Required work:
Write out every line of the material as it stands, apart from the pictures.

Supplied data:
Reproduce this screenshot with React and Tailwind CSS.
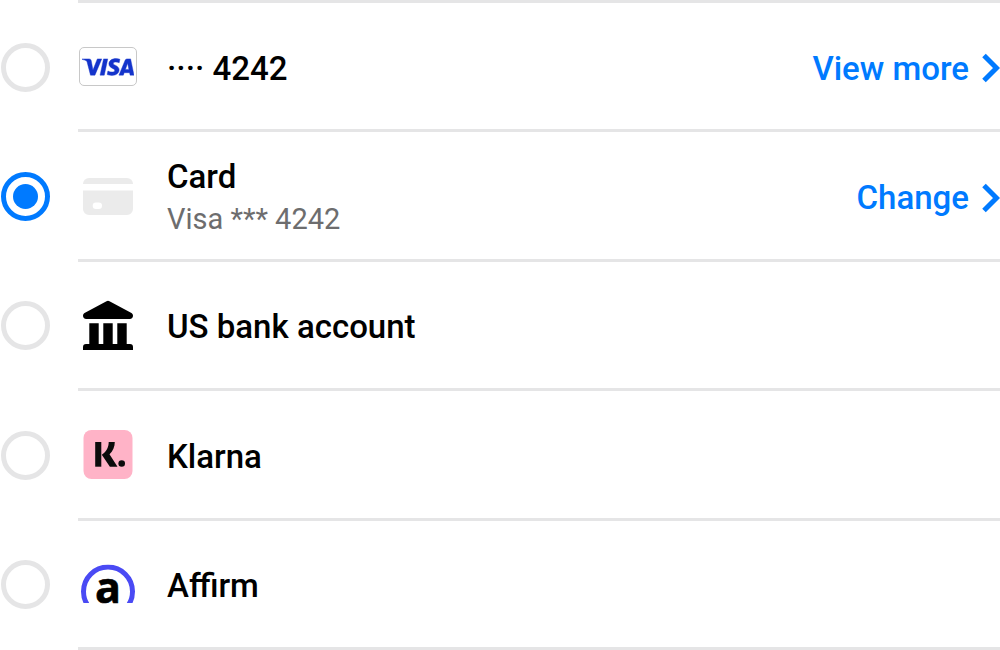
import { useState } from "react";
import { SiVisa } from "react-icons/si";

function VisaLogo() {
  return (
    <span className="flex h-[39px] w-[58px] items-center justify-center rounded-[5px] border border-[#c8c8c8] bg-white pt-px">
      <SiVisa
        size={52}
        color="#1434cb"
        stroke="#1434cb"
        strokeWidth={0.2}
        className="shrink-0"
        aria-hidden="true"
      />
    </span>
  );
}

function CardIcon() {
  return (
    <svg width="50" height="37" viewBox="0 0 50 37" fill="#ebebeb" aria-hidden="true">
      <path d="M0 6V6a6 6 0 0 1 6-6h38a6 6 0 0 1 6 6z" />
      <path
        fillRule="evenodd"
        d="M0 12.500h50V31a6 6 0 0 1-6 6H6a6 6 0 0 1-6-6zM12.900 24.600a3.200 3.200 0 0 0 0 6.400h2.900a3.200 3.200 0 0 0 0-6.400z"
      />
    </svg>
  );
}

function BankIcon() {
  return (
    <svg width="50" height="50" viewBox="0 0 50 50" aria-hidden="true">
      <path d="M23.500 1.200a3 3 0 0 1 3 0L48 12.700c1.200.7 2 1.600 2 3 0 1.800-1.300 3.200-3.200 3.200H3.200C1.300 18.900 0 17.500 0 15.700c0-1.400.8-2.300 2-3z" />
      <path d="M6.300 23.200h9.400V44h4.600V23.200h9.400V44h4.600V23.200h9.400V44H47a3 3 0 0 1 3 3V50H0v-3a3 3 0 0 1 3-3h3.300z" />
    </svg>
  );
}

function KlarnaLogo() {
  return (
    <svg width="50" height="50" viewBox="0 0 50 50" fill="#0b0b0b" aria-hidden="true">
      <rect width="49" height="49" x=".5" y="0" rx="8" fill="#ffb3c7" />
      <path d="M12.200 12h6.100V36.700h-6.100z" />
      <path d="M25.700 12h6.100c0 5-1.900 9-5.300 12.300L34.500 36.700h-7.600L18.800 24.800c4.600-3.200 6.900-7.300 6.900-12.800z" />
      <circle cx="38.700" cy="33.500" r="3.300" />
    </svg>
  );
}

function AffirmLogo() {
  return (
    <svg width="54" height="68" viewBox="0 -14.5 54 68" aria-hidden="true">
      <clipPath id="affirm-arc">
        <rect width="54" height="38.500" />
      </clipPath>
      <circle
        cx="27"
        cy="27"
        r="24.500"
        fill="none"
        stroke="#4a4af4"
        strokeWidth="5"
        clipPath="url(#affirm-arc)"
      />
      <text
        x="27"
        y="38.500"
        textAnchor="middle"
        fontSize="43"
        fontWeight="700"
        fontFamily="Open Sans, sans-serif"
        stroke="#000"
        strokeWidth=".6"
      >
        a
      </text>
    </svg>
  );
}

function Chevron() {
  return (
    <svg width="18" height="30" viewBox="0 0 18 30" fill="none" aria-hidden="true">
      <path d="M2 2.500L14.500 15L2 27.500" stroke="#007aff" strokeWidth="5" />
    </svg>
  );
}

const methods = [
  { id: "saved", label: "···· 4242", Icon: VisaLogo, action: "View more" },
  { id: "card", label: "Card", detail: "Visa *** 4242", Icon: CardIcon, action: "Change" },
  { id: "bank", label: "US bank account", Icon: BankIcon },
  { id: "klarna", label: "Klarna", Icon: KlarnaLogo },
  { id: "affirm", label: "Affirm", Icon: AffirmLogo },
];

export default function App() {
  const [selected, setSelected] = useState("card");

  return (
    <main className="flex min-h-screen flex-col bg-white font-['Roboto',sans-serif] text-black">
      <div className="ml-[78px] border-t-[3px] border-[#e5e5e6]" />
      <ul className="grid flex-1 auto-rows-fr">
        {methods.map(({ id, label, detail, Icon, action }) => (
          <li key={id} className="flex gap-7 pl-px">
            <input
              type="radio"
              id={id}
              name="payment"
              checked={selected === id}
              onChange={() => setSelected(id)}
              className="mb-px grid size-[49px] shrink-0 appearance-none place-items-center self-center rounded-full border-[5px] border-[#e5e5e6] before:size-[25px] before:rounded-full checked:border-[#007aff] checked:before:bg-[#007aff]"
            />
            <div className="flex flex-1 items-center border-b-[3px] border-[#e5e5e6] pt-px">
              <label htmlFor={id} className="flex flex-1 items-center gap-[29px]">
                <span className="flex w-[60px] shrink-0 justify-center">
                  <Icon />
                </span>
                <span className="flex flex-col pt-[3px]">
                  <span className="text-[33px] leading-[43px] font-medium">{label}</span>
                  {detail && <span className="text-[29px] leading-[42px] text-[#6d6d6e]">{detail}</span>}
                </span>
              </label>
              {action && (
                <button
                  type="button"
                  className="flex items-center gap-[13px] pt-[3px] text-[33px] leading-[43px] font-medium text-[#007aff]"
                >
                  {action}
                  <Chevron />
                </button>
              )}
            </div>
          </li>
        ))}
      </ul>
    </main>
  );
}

Exercise response:
Reproduce this screenshot with React and Tailwind CSS.
import { useState } from "react";
import { SiVisa } from "react-icons/si";

function VisaLogo() {
  return (
    <span className="flex h-[39px] w-[58px] items-center justify-center rounded-[5px] border border-[#c8c8c8] bg-white pt-px">
      <SiVisa
        size={52}
        color="#1434cb"
        stroke="#1434cb"
        strokeWidth={0.2}
        className="shrink-0"
        aria-hidden="true"
      />
    </span>
  );
}

function CardIcon() {
  return (
    <svg width="50" height="37" viewBox="0 0 50 37" fill="#ebebeb" aria-hidden="true">
      <path d="M0 6V6a6 6 0 0 1 6-6h38a6 6 0 0 1 6 6z" />
      <path
        fillRule="evenodd"
        d="M0 12.500h50V31a6 6 0 0 1-6 6H6a6 6 0 0 1-6-6zM12.900 24.600a3.200 3.200 0 0 0 0 6.400h2.900a3.200 3.200 0 0 0 0-6.400z"
      />
    </svg>
  );
}

function BankIcon() {
  return (
    <svg width="50" height="50" viewBox="0 0 50 50" aria-hidden="true">
      <path d="M23.500 1.200a3 3 0 0 1 3 0L48 12.700c1.200.7 2 1.600 2 3 0 1.800-1.300 3.200-3.200 3.200H3.200C1.300 18.900 0 17.500 0 15.700c0-1.400.8-2.300 2-3z" />
      <path d="M6.300 23.200h9.400V44h4.600V23.200h9.400V44h4.600V23.200h9.400V44H47a3 3 0 0 1 3 3V50H0v-3a3 3 0 0 1 3-3h3.300z" />
    </svg>
  );
}

function KlarnaLogo() {
  return (
    <svg width="50" height="50" viewBox="0 0 50 50" fill="#0b0b0b" aria-hidden="true">
      <rect width="49" height="49" x=".5" y="0" rx="8" fill="#ffb3c7" />
      <path d="M12.200 12h6.100V36.700h-6.100z" />
      <path d="M25.700 12h6.100c0 5-1.900 9-5.300 12.300L34.500 36.700h-7.600L18.800 24.800c4.600-3.200 6.900-7.300 6.900-12.800z" />
      <circle cx="38.700" cy="33.500" r="3.300" />
    </svg>
  );
}

function AffirmLogo() {
  return (
    <svg width="54" height="68" viewBox="0 -14.5 54 68" aria-hidden="true">
      <clipPath id="affirm-arc">
        <rect width="54" height="38.500" />
      </clipPath>
      <circle
        cx="27"
        cy="27"
        r="24.500"
        fill="none"
        stroke="#4a4af4"
        strokeWidth="5"
        clipPath="url(#affirm-arc)"
      />
      <text
        x="27"
        y="38.500"
        textAnchor="middle"
        fontSize="43"
        fontWeight="700"
        fontFamily="Open Sans, sans-serif"
        stroke="#000"
        strokeWidth=".6"
      >
        a
      </text>
    </svg>
  );
}

function Chevron() {
  return (
    <svg width="18" height="30" viewBox="0 0 18 30" fill="none" aria-hidden="true">
      <path d="M2 2.500L14.500 15L2 27.500" stroke="#007aff" strokeWidth="5" />
    </svg>
  );
}

const methods = [
  { id: "saved", label: "···· 4242", Icon: VisaLogo, action: "View more" },
  { id: "card", label: "Card", detail: "Visa *** 4242", Icon: CardIcon, action: "Change" },
  { id: "bank", label: "US bank account", Icon: BankIcon },
  { id: "klarna", label: "Klarna", Icon: KlarnaLogo },
  { id: "affirm", label: "Affirm", Icon: AffirmLogo },
];

export default function App() {
  const [selected, setSelected] = useState("card");

  return (
    <main className="flex min-h-screen flex-col bg-white font-['Roboto',sans-serif] text-black">
      <div className="ml-[78px] border-t-[3px] border-[#e5e5e6]" />
      <ul className="grid flex-1 auto-rows-fr">
        {methods.map(({ id, label, detail, Icon, action }) => (
          <li key={id} className="flex gap-7 pl-px">
            <input
              type="radio"
              id={id}
              name="payment"
              checked={selected === id}
              onChange={() => setSelected(id)}
              className="mb-px grid size-[49px] shrink-0 appearance-none place-items-center self-center rounded-full border-[5px] border-[#e5e5e6] before:size-[25px] before:rounded-full checked:border-[#007aff] checked:before:bg-[#007aff]"
            />
            <div className="flex flex-1 items-center border-b-[3px] border-[#e5e5e6] pt-px">
              <label htmlFor={id} className="flex flex-1 items-center gap-[29px]">
                <span className="flex w-[60px] shrink-0 justify-center">
                  <Icon />
                </span>
                <span className="flex flex-col pt-[3px]">
                  <span className="text-[33px] leading-[43px] font-medium">{label}</span>
                  {detail && <span className="text-[29px] leading-[42px] text-[#6d6d6e]">{detail}</span>}
                </span>
              </label>
              {action && (
                <button
                  type="button"
                  className="flex items-center gap-[13px] pt-[3px] text-[33px] leading-[43px] font-medium text-[#007aff]"
                >
                  {action}
                  <Chevron />
                </button>
              )}
            </div>
          </li>
        ))}
      </ul>
    </main>
  );
}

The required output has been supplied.